Interviewer: Miss Irene Robertson
Person interviewed: Mattie Fritz, Clarendon, Arkansas
Age: 79

"I was born at Duncan, Arkansas. Mother died when I was a baby. Old
slavery black 'Mammy' raised me. I called her 'Mammy'. My father was
born in the State of Mississippi. He got loose there at 'mancipation.
His master Jack Oates got killed in battle. They brung him home and
buried him in the garden. Down close to Duncan on the place. I played in
the yard wid Mr. Jack Oates, Jr. when we was little fellars. Father's
master in Tennessee was Bill Tyler. My uncle went back to Tennessee to
them. His name was Tyler Oates. Mr. Jack Gates, Sr. used to pat me and
call me his little nigger. We thought the world and all of our white
folks. We sure did. Some of 'em 'round 'bout Helena they say now. Mr.
Jack, Jr., he had two boys and he was a widower.

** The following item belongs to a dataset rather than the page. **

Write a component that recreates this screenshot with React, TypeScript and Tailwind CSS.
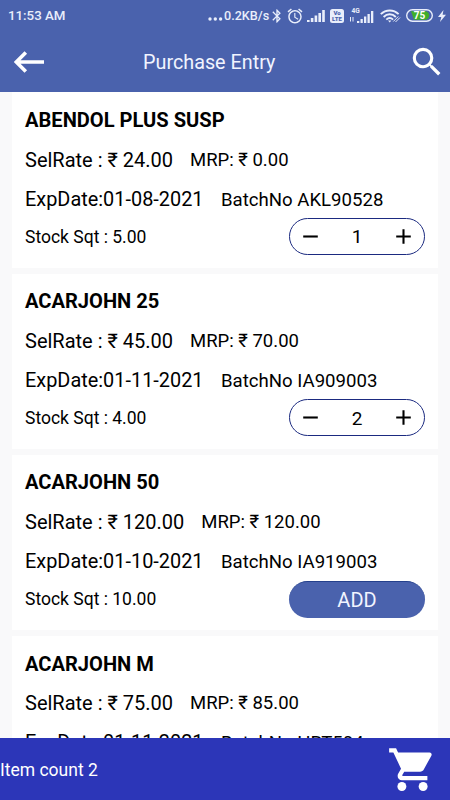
import { useState } from "react";
import { MdAdd, MdAlarm, MdBluetooth, MdRemove, MdSearch } from "react-icons/md";

interface Item {
  name: string;
  selRate: string;
  mrp: string;
  expDate: string;
  batchNo: string;
  stock: string;
  qty: number;
}

const initialItems: Item[] = [
  { name: "ABENDOL PLUS SUSP", selRate: "24.00", mrp: "0.00", expDate: "01-08-2021", batchNo: "AKL90528", stock: "5.00", qty: 1 },
  { name: "ACARJOHN 25", selRate: "45.00", mrp: "70.00", expDate: "01-11-2021", batchNo: "IA909003", stock: "4.00", qty: 2 },
  { name: "ACARJOHN 50", selRate: "120.00", mrp: "120.00", expDate: "01-10-2021", batchNo: "IA919003", stock: "10.00", qty: 0 },
  { name: "ACARJOHN M", selRate: "75.00", mrp: "85.00", expDate: "01-11-2021", batchNo: "HRT504", stock: "", qty: 0 },
];

function SignalBars() {
  return (
    <svg className="w-[18px] h-3 shrink-0" viewBox="0 0 18 12" fill="currentColor">
      <rect x="0" y="10" width="2.6" height="2" />
      <rect x="3.8" y="8" width="2.6" height="4" />
      <rect x="7.6" y="5.5" width="2.6" height="6.5" />
      <rect x="11.4" y="3" width="2.6" height="9" />
      <rect x="15.2" y="0" width="2.6" height="12" />
    </svg>
  );
}

function StatusBar() {
  return (
    <div className="flex items-center h-[31px] pl-2 pr-1 text-[#e9eefb]">
      <span className="text-[13.3px] font-medium leading-none">11:53 AM</span>
      <div className="flex items-center ml-auto">
        <svg className="w-[15px] h-3 mt-[3px] mr-px" viewBox="0 0 15 12" fill="currentColor">
          <circle cx="2" cy="8" r="1.7" />
          <circle cx="7.3" cy="8" r="1.7" />
          <circle cx="12.6" cy="8" r="1.7" />
        </svg>
        <span className="w-[46px] pt-px text-[12.6px] font-medium leading-none whitespace-nowrap">0.2KB/s</span>
        <MdBluetooth className="w-4 h-4 -ml-px mr-[-1px] shrink-0" />
        <MdAlarm className="w-[18px] h-[18px] ml-[2px] mr-[3px] shrink-0" />
        <SignalBars />
        <svg className="w-[14px] h-[14px] ml-[5px] mr-[5px] shrink-0" viewBox="0 0 14 14">
          <rect width="14" height="14" rx="2.5" fill="currentColor" />
          <g fill="#4a62ad" fontFamily="Roboto, sans-serif" fontWeight="900" fontSize="6" textAnchor="middle">
            <text x="7" y="6.3">Vo</text>
            <text x="7" y="12.2">LTE</text>
          </g>
        </svg>
        <svg className="w-[26px] h-4 mb-[2px] shrink-0" viewBox="0 0 26 16" fill="currentColor">
          <text x="2.5" y="5.7" fontFamily="Roboto, sans-serif" fontWeight="700" fontSize="6.6">4G</text>
          <path d="M1.5 14.5V10M4 10v4.5" stroke="currentColor" strokeWidth="1" />
          <rect x="8" y="14" width="2.3" height="2" />
          <rect x="11.5" y="12" width="2.3" height="4" />
          <rect x="15" y="9.5" width="2.3" height="6.5" />
          <rect x="18.5" y="7" width="2.3" height="9" />
          <rect x="22" y="4" width="2.3" height="12" />
        </svg>
        <svg className="w-[21px] h-[14px] ml-[5px] mr-[5px] shrink-0" viewBox="0 0 21 14" fill="none" stroke="currentColor" strokeWidth="1.9">
          <path d="M.8 5.2C5.8.2 13.6.2 18.6 5.2" />
          <path d="M3.6 8C7.2 4.4 12.2 4.4 15.8 8" />
          <path d="M6.3 10.6C8.5 8.5 11 8.5 13.1 10.6" />
          <path d="M8 11.6h3.4L9.7 13.6z" fill="currentColor" stroke="none" />
          <path d="M13.3 12.5L18.3 7.5M15.5 13L20 8.5" strokeWidth="1" />
        </svg>
        <svg className="w-7 h-[13px] mr-1 shrink-0" viewBox="0 0 28 13">
          <rect x=".7" y=".7" width="25.6" height="11.6" rx="5.8" fill="none" stroke="currentColor" strokeWidth="1.4" />
          <path d="M5 2.3h14a4.2 4.2 0 0 1 0 8.4H8z" fill="#3fae2a" />
          <text x="13.5" y="10.1" fill="#fff" fontFamily="Roboto, sans-serif" fontWeight="700" fontSize="10" textAnchor="middle">75</text>
        </svg>
        <svg className="w-2 h-3 shrink-0" viewBox="0 0 8 12" fill="currentColor">
          <path d="M5.5 0L0 7h3.3L2 12l6-7.3H4.6z" />
        </svg>
      </div>
    </div>
  );
}

function ItemCard({ item, onChange }: { item: Item; onChange: (qty: number) => void }) {
  return (
    <div className="h-[175.25px] shrink-0 bg-white px-[13px] pt-[7.4px] whitespace-nowrap">
      <h2 className="h-[39.8px] text-[20.1px] leading-10 font-bold">{item.name}</h2>
      <div className="flex h-10 leading-10">
        <span className="text-[20px] mr-[17px]">SelRate : ₹ {item.selRate}</span>
        <span className="text-[18.5px]">MRP: ₹ {item.mrp}</span>
      </div>
      <div className="flex h-[38.5px] leading-10">
        <span className="text-[19.9px] mr-[17.5px]">ExpDate:{item.expDate}</span>
        <span className="text-[18.6px]">BatchNo {item.batchNo}</span>
      </div>
      {item.stock && (
        <div className="flex items-center justify-between">
          <span className="pt-px text-[17.5px]">Stock Sqt : {item.stock}</span>
          {item.qty > 0 ? (
            <div className="flex items-center justify-between w-[136px] h-[37px] px-[8px] rounded-full border border-[#1b2a80]">
              <button onClick={() => onChange(item.qty - 1)}>
                <MdRemove className="w-[25px] h-[25px]" />
              </button>
              <span className="text-[19px] pt-[2px]">{item.qty}</span>
              <button onClick={() => onChange(item.qty + 1)}>
                <MdAdd className="w-[25px] h-[25px]" />
              </button>
            </div>
          ) : (
            <button
              onClick={() => onChange(1)}
              className="w-[136px] h-[37px] rounded-full bg-[#4a62ad] border-t border-[#24408c] text-[20px] text-[#f1f4ff]"
            >
              ADD
            </button>
          )}
        </div>
      )}
    </div>
  );
}

export default function App() {
  const [items, setItems] = useState(initialItems);

  const setQty = (index: number, qty: number) => {
    setItems((prev) => prev.map((it, i) => (i === index ? { ...it, qty } : it)));
  };

  const count = items.filter((it) => it.qty > 0).length;

  return (
    <div className="flex flex-col w-[450px] h-[800px] overflow-hidden bg-[#f9f9fa] text-black font-[Roboto,sans-serif]">
      {/* Header */}
      <header className="h-[92px] shrink-0 bg-[#4a62ad] text-white">
        <StatusBar />
        <div className="flex items-center h-[61px] pl-[14px] pr-1">
          <button>
            <svg className="w-[31px] h-[22px]" viewBox="0 0 31 22" fill="none" stroke="currentColor" strokeWidth="3.6">
              <path d="M2.5 11H30M11.8 1.5L2.3 11l9.5 9.5" />
            </svg>
          </button>
          <h1 className="ml-[98px] pt-[2px] text-[19.8px] text-[#f1f4ff]">Purchase Entry</h1>
          <button className="ml-auto">
            <MdSearch className="w-[38px] h-[38px]" />
          </button>
        </div>
      </header>

      {/* Items */}
      <main className="flex-1 min-h-0 overflow-hidden flex flex-col gap-[6px] px-3 pt-[0.4px]">
        {items.map((item, i) => (
          <ItemCard key={item.name} item={item} onChange={(qty) => setQty(i, qty)} />
        ))}
      </main>

      {/* Cart bar */}
      <footer className="flex items-center justify-between h-[62px] shrink-0 bg-[#2c36b8] text-white pr-3">
        <span className="pt-[2px] text-[17.5px]">Item count {count}</span>
        <svg className="w-[51px] h-[51px]" viewBox="0 0 24 24" fill="currentColor">
          <circle cx="7" cy="20" r="2.1" />
          <circle cx="17" cy="20" r="2.1" />
          <path d="M1 2v2h2l3.6 7.59-1.35 2.45c-.16.28-.25.61-.25.96 0 1.1.9 2 2 2h12v-2H7.42c-.14 0-.25-.11-.25-.25l.03-.12.9-1.63h7.45c.75 0 1.41-.41 1.75-1.03l3.58-6.49A1 1 0 0 0 20 4H5.21l-.94-2H1z" />
        </svg>
      </footer>
    </div>
  );
}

"My own dear mother was Jane. My father called hisself Bill Tyler. My
stepmother was Liddy. The woman what raised me was 'Mammy' all I ever
knowed. But her name was Luckadoo.

"Mr. Tyler got killed. Pa had to stay on take care of his mistress. He
got sold. Then she died. Then mother died. Jack Oates went to my father
and brung him to Mississippi, then to Arkansas.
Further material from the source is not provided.